The Urge to Climb

The Urge to Climb
The answers we’re looking for aren’t one step higher
Have you ever done any minaret climbing?
Last week, I found myself in Cairo. I mean, I didn’t just randomly wake up there, we booked plane tickets and flew there to explore a few projects and capture some stories for The Stone Table.
On a walk through the Khan el-Khalili market, we stopped at the Bab Zuweila, an 11th century gate that boasts two minarets—tall, rounded, slender towers attached to a mosque—that overlook the medieval marketplace. We couldn’t resist the urge to climb.
The Climbing Instinct
The staircase is narrow and cramped, so we formed a line and began the ascent. The stairs follow the outside wall of the rounded tower like a spiral. No OSHA regulations in medieval Cairo, so each step is a different height. Once you get a climb rhythm, the next step might be just a little bit taller causing you to catch your toe and stumble.

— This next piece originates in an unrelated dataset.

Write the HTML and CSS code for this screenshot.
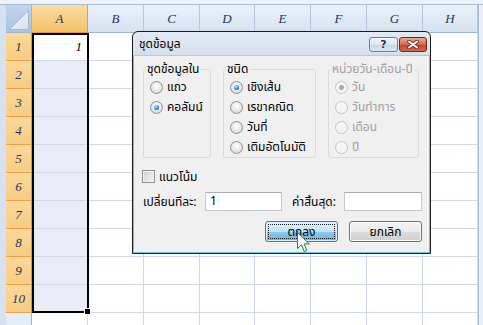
FILE: index.html
```html
<!DOCTYPE html>
<html lang="th">
<head>
    <meta charset="UTF-8">
    <title>ชุดข้อมูล</title>
    <link rel="stylesheet" href="styles.css">
</head>
<body>
    <div class="topbar"></div>
    <div class="workspace">
        <div class="edge-left"></div>
        <div class="sheet">
            <div class="corner">
                <svg width="26" height="28" viewBox="0 0 26 28">
                    <defs>
                        <linearGradient id="tri" x1="0" y1="0" x2="1" y2="1">
                            <stop offset="0" stop-color="#f7f9fc"/>
                            <stop offset="1" stop-color="#d6e0ee"/>
                        </linearGradient>
                    </defs>
                    <polygon points="3.5,24.5 22.5,5.5 22.5,24.5" fill="url(#tri)" stroke="#a7b9d0"/>
                </svg>
            </div>
            <div class="ch on">A</div><div class="ch">B</div><div class="ch">C</div><div class="ch">D</div><div class="ch">E</div><div class="ch">F</div><div class="ch">G</div><div class="ch">H</div>

            <div class="rh on">1</div><div class="c num">1</div><div class="c"></div><div class="c"></div><div class="c"></div><div class="c"></div><div class="c"></div><div class="c"></div><div class="c"></div>
            <div class="rh on">2</div><div class="c sel"></div><div class="c"></div><div class="c"></div><div class="c"></div><div class="c"></div><div class="c"></div><div class="c"></div><div class="c"></div>
            <div class="rh on">3</div><div class="c sel"></div><div class="c"></div><div class="c"></div><div class="c"></div><div class="c"></div><div class="c"></div><div class="c"></div><div class="c"></div>
            <div class="rh on">4</div><div class="c sel"></div><div class="c"></div><div class="c"></div><div class="c"></div><div class="c"></div><div class="c"></div><div class="c"></div><div class="c"></div>
            <div class="rh on">5</div><div class="c sel"></div><div class="c"></div><div class="c"></div><div class="c"></div><div class="c"></div><div class="c"></div><div class="c"></div><div class="c"></div>
            <div class="rh on">6</div><div class="c sel"></div><div class="c"></div><div class="c"></div><div class="c"></div><div class="c"></div><div class="c"></div><div class="c"></div><div class="c"></div>
            <div class="rh on">7</div><div class="c sel"></div><div class="c"></div><div class="c"></div><div class="c"></div><div class="c"></div><div class="c"></div><div class="c"></div><div class="c"></div>
            <div class="rh on">8</div><div class="c sel"></div><div class="c"></div><div class="c"></div><div class="c"></div><div class="c"></div><div class="c"></div><div class="c"></div><div class="c"></div>
            <div class="rh on">9</div><div class="c sel"></div><div class="c"></div><div class="c"></div><div class="c"></div><div class="c"></div><div class="c"></div><div class="c"></div><div class="c"></div>
            <div class="rh on">10</div><div class="c sel"></div><div class="c"></div><div class="c"></div><div class="c"></div><div class="c"></div><div class="c"></div><div class="c"></div><div class="c"></div>
            <div class="rh last">11</div><div class="c"></div><div class="c"></div><div class="c"></div><div class="c"></div><div class="c"></div><div class="c"></div><div class="c"></div><div class="c"></div>
        </div>
        <div class="edge-right"></div>
    </div>

    <!-- selected range A1:A10 -->
    <div class="selection"></div>

    <div class="dialog">
        <div class="titlebar">
            <span class="title">ชุดข้อมูล</span>
            <div class="caption">
                <span class="cap-help">?</span>
                <span class="cap-close">
                    <svg width="12" height="9" viewBox="0 0 12 9">
                        <path d="M2 1.5 L10 7.5 M10 1.5 L2 7.5" stroke="#6b2a1c" stroke-width="3.6" stroke-linecap="round"/>
                        <path d="M2 1.5 L10 7.5 M10 1.5 L2 7.5" stroke="#ffffff" stroke-width="2" stroke-linecap="round"/>
                    </svg>
                </span>
            </div>
        </div>
        <div class="client">
            <div class="groups">
                <fieldset class="group g1">
                    <legend>ชุดข้อมูลใน</legend>
                    <div class="opt"><span class="radio"></span>แถว</div>
                    <div class="opt"><span class="radio on"></span>คอลัมน์</div>
                </fieldset>
                <fieldset class="group g2">
                    <legend>ชนิด</legend>
                    <div class="opt"><span class="radio on"></span>เชิงเส้น</div>
                    <div class="opt"><span class="radio"></span>เรขาคณิต</div>
                    <div class="opt"><span class="radio"></span>วันที่</div>
                    <div class="opt"><span class="radio"></span>เติมอัตโนมัติ</div>
                </fieldset>
                <fieldset class="group g3 disabled">
                    <legend>หน่วยวัน-เดือน-ปี</legend>
                    <div class="opt"><span class="radio on"></span>วัน</div>
                    <div class="opt"><span class="radio"></span>วันทำการ</div>
                    <div class="opt"><span class="radio"></span>เดือน</div>
                    <div class="opt"><span class="radio"></span>ปี</div>
                </fieldset>
            </div>

            <div class="check-row"><span class="check"></span>แนวโน้ม</div>

            <div class="step-row">
                <span class="step-label">เปลี่ยนทีละ:</span>
                <span class="field">1</span>
                <span class="step-label end">ค่าสิ้นสุด:</span>
                <span class="field wide"></span>
            </div>

            <div class="buttons">
                <span class="btn default"><span class="focus">ตกลง</span></span>
                <span class="btn">ยกเลิก</span>
            </div>
        </div>
    </div>

    <svg class="pointer" width="13" height="21" viewBox="0 0 13 21">
        <path d="M0.5 0.5 L0.5 16.5 L4.5 12.8 L7.3 19.6 L9.8 18.5 L7.1 11.9 L12.2 11.9 Z" fill="#ffffff" stroke="#1f8a2f" stroke-width="1" stroke-linejoin="round"/>
    </svg>
</body>
</html>
```

FILE: styles.css
```css
body {
    margin: 0;
    width: 483px;
    height: 325px;
    overflow: hidden;
    position: relative;
    background-color: #e4ecf6;
    font-family: Tahoma, "Noto Sans Thai", "Noto Sans", "DejaVu Sans", sans-serif;
    font-size: 12px;
    color: #000;
}

.topbar {
    height: 4px;
    background-color: #eef3fa;
    border-bottom: 1px solid #a3bbd7;
}

.workspace {
    display: flex;
}

.edge-left {
    width: 6px;
    background-color: #d6e2f1;
}

.edge-right {
    flex: 1;
    background-color: #e9eef6;
    border-left: 1px solid #a9bdd6;
}

/* sheet grid: row header + columns A..H */
.sheet {
    display: grid;
    grid-template-columns: 26px 56px 56px 56px 55px 56px 56px 56px 55px;
    grid-auto-rows: 28px;
}

.corner {
    background: linear-gradient(#c3d5ec, #aac3e3);
    border-right: 1px solid #9eb6ce;
    border-bottom: 1px solid #9eb6ce;
    box-sizing: border-box;
}

.corner svg {
    display: block;
}

.ch,
.rh {
    box-sizing: border-box;
    font-family: "Liberation Serif", serif;
    font-style: italic;
    font-size: 13px;
    color: #22375a;
    text-align: center;
    line-height: 27px;
}

.ch {
    background: linear-gradient(#eaf1fa, #d6e2f1);
    border-right: 1px solid #b4c7dd;
    border-bottom: 1px solid #9eb6ce;
}

.ch.on {
    background: linear-gradient(#fbdca3, #f3c266);
    border-right-color: #d9a448;
    border-bottom-color: #e29a3c;
}

.rh {
    background: linear-gradient(#e8eff8, #dbe5f2);
    border-right: 1px solid #9eb6ce;
    border-bottom: 1px solid #b4c7dd;
}

.rh.last {
    line-height: 22px;
    padding-top: 6px;
}

.rh.on {
    background: linear-gradient(#fbd89a, #f8cc82);
    border-right-color: #e29336;
    border-bottom-color: #efa04a;
}

.c {
    box-sizing: border-box;
    background-color: #fff;
    border-right: 1px solid #d0d7e5;
    border-bottom: 1px solid #d0d7e5;
}

.c.sel {
    background-color: #e9ecf6;
}

.c.num {
    font-family: "Liberation Serif", serif;
    font-style: italic;
    font-size: 13px;
    text-align: right;
    padding-right: 5px;
    line-height: 27px;
}

.selection {
    position: absolute;
    left: 32px;
    top: 33px;
    width: 57px;
    height: 280px;
    box-sizing: border-box;
    border: 2px solid #000;
}

.selection::after {
    content: '';
    position: absolute;
    right: -4px;
    bottom: -4px;
    width: 5px;
    height: 5px;
    background-color: #000;
    border: 1px solid #fff;
}

/* dialog window */
.dialog {
    position: absolute;
    left: 132px;
    top: 31px;
    width: 299px;
    height: 223px;
    box-sizing: border-box;
    border: 1px solid #1b1b1b;
    border-radius: 6px 6px 0 0;
    background: linear-gradient(#e2eaf4, #d5dfec 24px);
    display: flex;
    flex-direction: column;
}

.titlebar {
    height: 23px;
    display: flex;
    align-items: center;
    padding: 0 3px 0 6px;
}

.caption {
    margin-left: auto;
    display: flex;
    gap: 1px;
    align-self: flex-start;
    margin-top: 5px;
}

.cap-help,
.cap-close {
    height: 15px;
    box-sizing: border-box;
    border-radius: 3px;
    display: flex;
    align-items: center;
    justify-content: center;
}

.cap-help {
    width: 29px;
    border: 1px solid #6f8097;
    background: linear-gradient(#f2f6fb, #dbe5f1 50%, #c6d5e8 50%, #d9e5f3);
    font-family: "DejaVu Sans", sans-serif;
    font-weight: bold;
    font-size: 11px;
    color: #23344f;
    text-shadow: 0 0 2px #fff;
}

.cap-close {
    width: 28px;
    border: 1px solid #6d2b1e;
    background: linear-gradient(#eaa997, #d7664e 50%, #c5402a 50%, #d36a50);
}

.client {
    flex: 1;
    background-color: #f0f0f0;
    border: 1px solid #5ec7ee;
    border-top-color: #b7c8dc;
    padding: 5px 7px 0 9px;
}

.groups {
    display: flex;
    gap: 12px;
}

.group {
    margin: 0;
    padding: 0 0 0 6px;
    height: 97px;
    box-sizing: border-box;
    border: 1px solid #d3dce4;
    border-radius: 3px;
}

.group legend {
    padding: 0 2px;
    margin-left: -5px;
    line-height: 16px;
}

.g1 {
    width: 68px;
}

.g2 {
    width: 93px;
}

.g3 {
    width: 91px;
}

.opt {
    display: flex;
    align-items: center;
    gap: 4px;
    height: 20px;
    white-space: nowrap;
}

.radio {
    width: 13px;
    height: 13px;
    flex: none;
    box-sizing: border-box;
    border-radius: 50%;
    border: 1px solid #8e9194;
    background: radial-gradient(circle at 50% 40%, #ffffff 0, #eeeeee 40%, #cdcdcd 100%);
    display: grid;
    place-items: center;
}

.radio.on::after {
    content: '';
    width: 5px;
    height: 5px;
    border-radius: 50%;
    background: radial-gradient(circle at 40% 35%, #c6ecff, #2a7bd0 60%, #14498c);
}

.disabled {
    color: #a0a0a0;
}

.disabled .radio {
    border-color: #c4c4c4;
    background: #f4f4f4;
}

.disabled .radio.on::after {
    background: #a9a9a9;
}

.check-row {
    display: flex;
    align-items: center;
    gap: 4px;
    margin-top: 12px;
    margin-left: -1px;
    height: 13px;
}

.check {
    width: 13px;
    height: 13px;
    box-sizing: border-box;
    border: 1px solid #8f8f8f;
    background: linear-gradient(135deg, #cdcdcd, #f6f6f6);
    box-shadow: inset 0 0 0 1px #f2f2f2;
}

.step-row {
    display: flex;
    align-items: center;
    margin-top: 9px;
}

.step-label {
    width: 62px;
    white-space: nowrap;
}

.step-label.end {
    margin-left: 10px;
    width: 52px;
}

.field {
    box-sizing: border-box;
    width: 77px;
    height: 19px;
    background-color: #fff;
    border: 1px solid #c5c8cd;
    border-top-color: #a9acb2;
    padding-left: 4px;
    line-height: 17px;
}

.field.wide {
    width: 78px;
}

.buttons {
    display: flex;
    justify-content: flex-end;
    gap: 11px;
    margin-top: 10px;
}

.btn {
    width: 73px;
    height: 21px;
    box-sizing: border-box;
    border: 1px solid #707070;
    border-radius: 3px;
    background: linear-gradient(#f3f3f3, #ebebeb 50%, #dddddd 50%, #cfcfcf);
    box-shadow: inset 0 0 0 1px #fbfbfb;
    display: flex;
    align-items: center;
    justify-content: center;
}

.btn.default {
    border-color: #3c7fb1;
    background: linear-gradient(#e3f4fd, #bfe4f8 50%, #90cdee 50%, #62b1df);
    box-shadow: inset 0 0 0 1px #d8effb;
    padding: 2px;
}

.btn .focus {
    align-self: stretch;
    flex: 1;
    display: flex;
    align-items: center;
    justify-content: center;
    border: 1px dotted #1a1a1a;
}

.pointer {
    position: absolute;
    left: 297px;
    top: 232px;
}
```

And to compound it all…it’s really, really dark.
My instinct was to grab my iPhone and turn on the flashlight, but I needed both hands to brace myself on the walls, and often to catch myself as I tripped on the odd-sized step in front of me.
That’s when it hit me—this is how most of us are living our lives.
There is obvious distance between God “up there” and us “down here.” Even for those who ignore God, there’s a gap between who they are and who they know they should be.
And so we climb.
Something Radically Different
Pick a religion, or really any human system. Hinduism, Islam, Mormonism, even legalistic expressions of Christianity. Or the secular options—achievement, productivity, personal branding, social media, hustle culture.
We have to improve, we have to achieve, we have to ascend. And the climb is hard. It’s dark, the steps aren’t uniform, we trip, we struggle to catch our breath. But here’s the Good News we often miss:
While our instincts say climb higher, Jesus climbed down.
I love how Eugene Peterson paraphrases Matthew 11:28-30 in the Message:
“Are you tired? Worn out? Burned out on religion? Come to me. Get away with me and you’ll recover your life. I’ll show you how to take a real rest. Walk with me and work with me—watch how I do it. Learn the unforced rhythms of grace. I won’t lay anything heavy or ill-fitting on you. Keep company with me and you’ll learn to live freely and lightly.”
Do you ever feel like you’re climbing up a long stairway in the dark? Chasing the next promotion, trying to be the perfect parent, leader, spouse, Christian, provider? The world tells us that the fix for that gap in our souls is found one more level up.
Work harder. Optimize more. Build your platform. Become “enough.”
But Jesus offers something radically different. He doesn’t hand us a flashlight and tell us to keep climbing. He climbs down to us.
The Gospel frees us from earning and invites us to participate in God’s work in the world. Our work still matters deeply, but not because our performance earns God’s affection. It simply becomes the outflow of His finished work in our lives.
Let’s stop climbing to become somebody. In Christ, your identity is already settled. Let’s go love our neighbors, make Jesus known, and enjoy the freedom of walking with the God who came down instead of exhausting ourselves trying to climb our way up to Him.